Brain MCP Integration

The brain holds prior feature specs across the project. Use it to keep constraints and out-of-scope decisions coherent across related features.

At spec start:

• Run brain_query for prior specs in the same area or for the same problem domain. Reusing the same constraints and out-of-scope decisions across related features keeps the system coherent.

After spec is approved:

• Run brain_write with the spec's success criteria and out-of-scope list. Future related specs can cross-reference rather than re-derive.

Logging

Call session_log once at the end of every phase to record the outcome. Pass-rate is computed downstream by the /pass-rate HTTP endpoint, which treats pass as success, fail as failure, skip as neither.

At end of each phase:

• session_log with {skill: "feature-spec", phase: "<phase-name>", final_status: "pass" | "fail" | "skip", message: "<one-line summary>", duration_ms: <wall-clock>, project_root: "<absolute path>"}

Phases for this skill: draft

Status semantics:

• pass — the phase's intended outcome was reached (spec drafted and approved).
• fail — the phase's intended outcome was NOT reached (spec rejected, blocked on unresolved questions).
• skip — phase was skipped intentionally.
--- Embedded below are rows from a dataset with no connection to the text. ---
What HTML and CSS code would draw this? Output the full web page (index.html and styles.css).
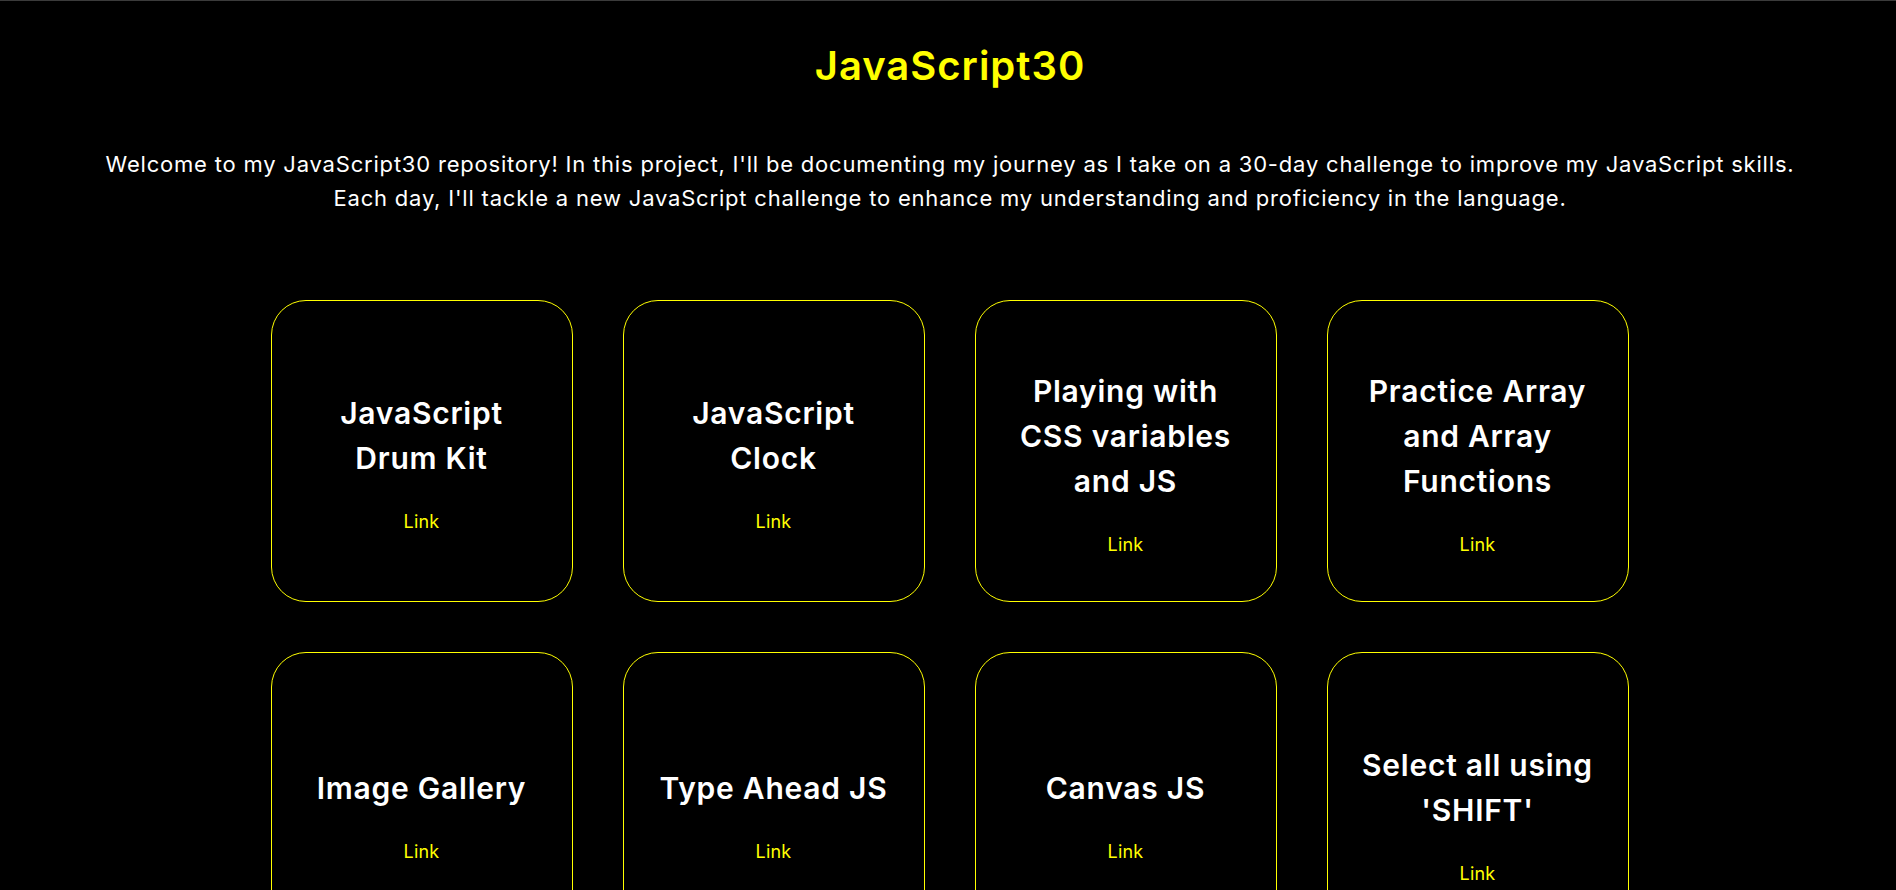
FILE: index.html
```html
<!DOCTYPE html>
<html lang="en">
<head>
<meta charset="utf-8">
<title>JavaScript30</title>
<link rel="stylesheet" href="styles.css">
</head>
<body>
<header class="intro">
  <h1 class="title">JavaScript30</h1>
  <p class="lead">Welcome to my JavaScript30 repository! In this project, I'll be documenting my journey as I take on a 30-day challenge to improve my JavaScript skills.<br>Each day, I'll tackle a new JavaScript challenge to enhance my understanding and proficiency in the language.</p>
</header>
<main class="grid">
  <div class="card"><h2 class="card-title">JavaScript Drum Kit</h2><a class="card-link" href="#">Link</a></div>
  <div class="card"><h2 class="card-title">JavaScript Clock</h2><a class="card-link" href="#">Link</a></div>
  <div class="card"><h2 class="card-title">Playing with CSS variables and JS</h2><a class="card-link" href="#">Link</a></div>
  <div class="card"><h2 class="card-title">Practice Array and Array Functions</h2><a class="card-link" href="#">Link</a></div>
  <div class="card"><h2 class="card-title">Image Gallery</h2><a class="card-link" href="#">Link</a></div>
  <div class="card"><h2 class="card-title">Type Ahead JS</h2><a class="card-link" href="#">Link</a></div>
  <div class="card"><h2 class="card-title">Canvas JS</h2><a class="card-link" href="#">Link</a></div>
  <div class="card"><h2 class="card-title">Select all using 'SHIFT'</h2><a class="card-link" href="#">Link</a></div>
</main>
</body>
</html>
```
FILE: styles.css
```css
* { box-sizing: border-box; }

html, body {
  background: #000;
}

body {
  margin: 0;
  border-top: 1px solid #3b3b3b;
  color: #fff;
  font-family: Inter, "Noto Sans", sans-serif;
}

.intro {
  text-align: center;
  padding: 35px 0 0 4px;
}

.title {
  margin: 0;
  color: #ffff00;
  font-size: 40px;
  line-height: 60px;
  font-weight: 600;
  letter-spacing: 1px;
}

.lead {
  margin: 51px 0 0;
  font-size: 22px;
  line-height: 34px;
  font-weight: 400;
  letter-spacing: 0.8px;
}

.grid {
  display: grid;
  grid-template-columns: repeat(4, 302px);
  justify-content: center;
  gap: 50px;
  margin-top: 85px;
  padding-left: 3px;
  padding-bottom: 50px;
}

.card {
  width: 302px;
  height: 302px;
  border: 1px solid #ffff00;
  border-radius: 35px;
  padding: 24px 30px 0;
  display: flex;
  flex-direction: column;
  align-items: center;
  justify-content: center;
  text-align: center;
  gap: 27px;
}

.card-title {
  margin: 0;
  font-size: 30px;
  line-height: 45px;
  font-weight: 600;
  letter-spacing: 0.75px;
  color: #fff;
}

.card-link {
  color: #ffff00;
  text-decoration: none;
  font-size: 18px;
  line-height: 27px;
  font-weight: 400;
  letter-spacing: 0.2px;
}
```
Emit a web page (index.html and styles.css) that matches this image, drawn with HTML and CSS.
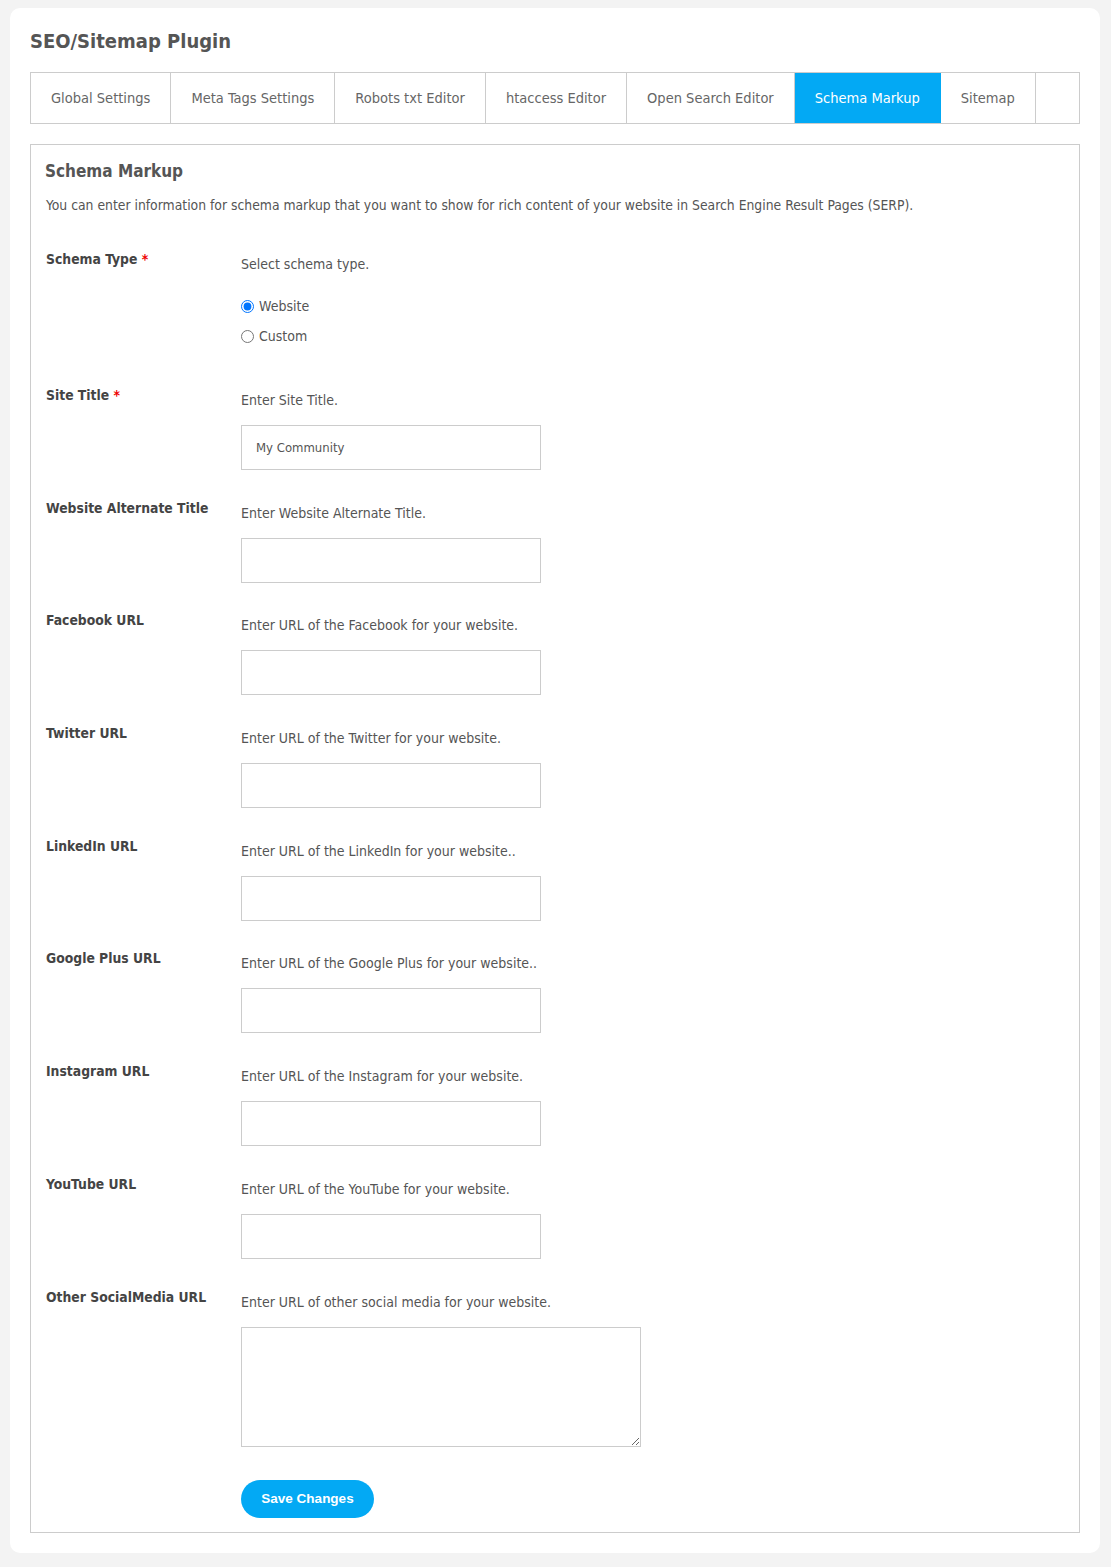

Why this matters: the routing pod (Plan 6) reads pass-rate to decide whether to route a future call to a local model. If your skill never logs, the routing pod sees no data.

Mode 2 Routing Note

Spec writing requires interpretation of intent and tradeoff reasoning — work where Claude generally outperforms a 9-13B local model. This skill is intentionally not a Mode 2 routing candidate. In Mode 2, the routing layer should leave feature-spec calls on Claude.

Cross-References

• Load spec-driven-dev instead if this is the first spec for a project (broader template, includes tech stack, project structure, boundaries).
• Load problem-analysis skill before this if the problem statement itself feels fuzzy.
• Load tdd skill once the spec is approved — each success criterion becomes a test.
• Load planning skill if the spec implies more than ~5 implementation tasks.